My time at University has been tumultuous, having suffered with severe mental health issues in my first year, dropping out, and then deciding later to return and do another course, something I would “enjoy” more. But the running theme throughout the two years I’ve been here is that 90 percent of the time, I’m miserable. Throughout the time I’ve been studying, I’ve also felt a lack of achievement. I want to do something, something substantial, tangible, and interesting, but what can I do? What is there for me to achieve? Everything I set my mind to is just a pipe-dream, amounting to nothing.

University is annoyingly vacuous. Time consuming enough that you can’t really do anything else substantial with your time, but also endless empty days, sat inside your grim but highly overpriced student house, wondering what you can do that day that won’t cost anything but will kill time (the answer is pretty much fuck all other than aimlessly walking around in the freezing cold).

So, you turn to social media. You sit there on Twitter and Instagram, quietly exhaling from your nose when you see something humorous, endlessly looking on at what other people are doing with their time, filled with resentment but also happiness for them. The never-ending juxtaposition. The all-consuming misery.

This isn’t just me either. Everyone I know is, on the whole, very unhappy. There are so many reasons for this melancholy, summarised here into the top 5 reasons for my own personal misery, and those surrounding me. These are:

  1. I don’t feel like I’m achieving anything.
  2. I literally don’t have the money to eat.
  3. There’s an insane amount of pressure to be the best at everything.
  4. None of us are as happy as we think we should be and we don’t know why.
  5. None of us are ever going to be paid such an amount that we can have a good life.

The generation prior to ours, Gen X, was so lucky. Everything was quite new to them. They came about just as technology really started to become commonplace, meaning that the Baby Boomers didn’t know how it worked but the Gen Xers were perfectly primed to be taught. Their university fees were lower, and there were more jobs that were easier to obtain.

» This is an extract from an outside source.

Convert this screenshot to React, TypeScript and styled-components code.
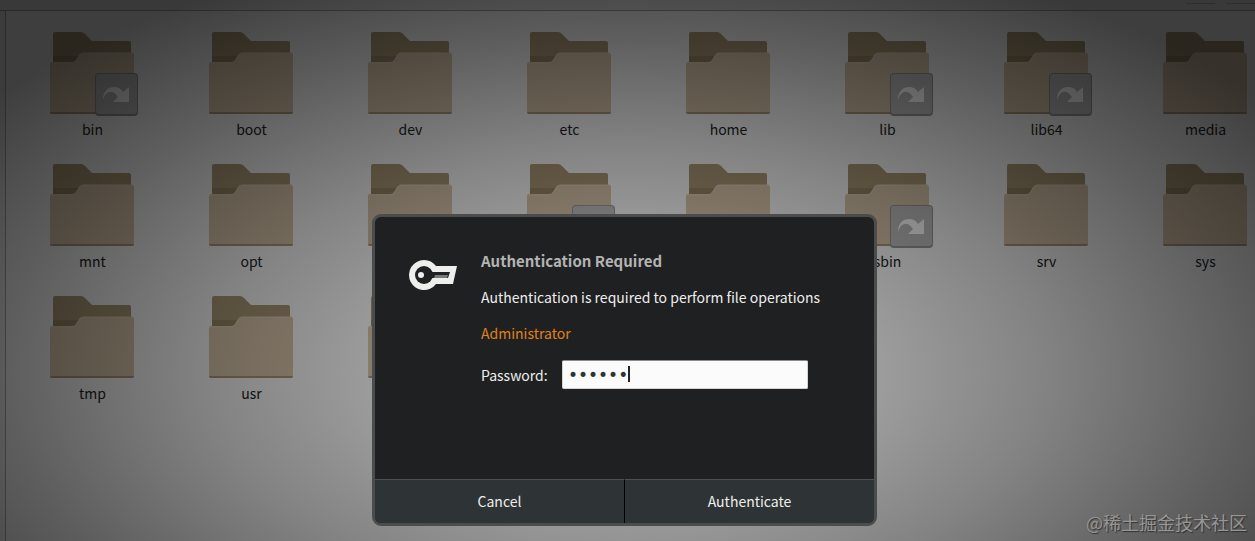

For example, my father studied fine art at Coventry Polytechnic and went on to become a graphic designer at Sky, where he was trained on the job.

Apply for a graphic design job anywhere now with no prior knowledge of the programmes and an art degree and watch yourself get laughed out of the building.

Feeling unfulfilled and full of existential dread is a state I’ve found myself in for the entirety of my time at university. The realisation that life is not fucking easy, the economy is fucked and we, the millennials, are getting the brunt of it was an unpleasant learning experience. The general overview of millennials that life is so easy for us is a narrow-minded, ignorant mantra chanted by gen X, who fucked us over big time. Yes we have technological advances, yes we’re more connected now than ever before, but we’re also all more unhappy than ever before.

We’re all lonely, we’re all filled with an internal battle between conceitedness and a feeling of worthlessness, and, worst of all, we’re all fucking miserable but we’re not quite sure why. These consumptive, negative emotions, contrast so heavily with what was sold to us by the media and by our parents in relation to their university experiences. It raises the question, if this is the best time of my life, then how bad is it going to get?

The nostalgic view from your parents about their youth, and their time at University, is nothing more than them looking back at the past through rose tinted glasses, choosing to focus on the good times, and the benefits that we, the millennials, have that they didn’t.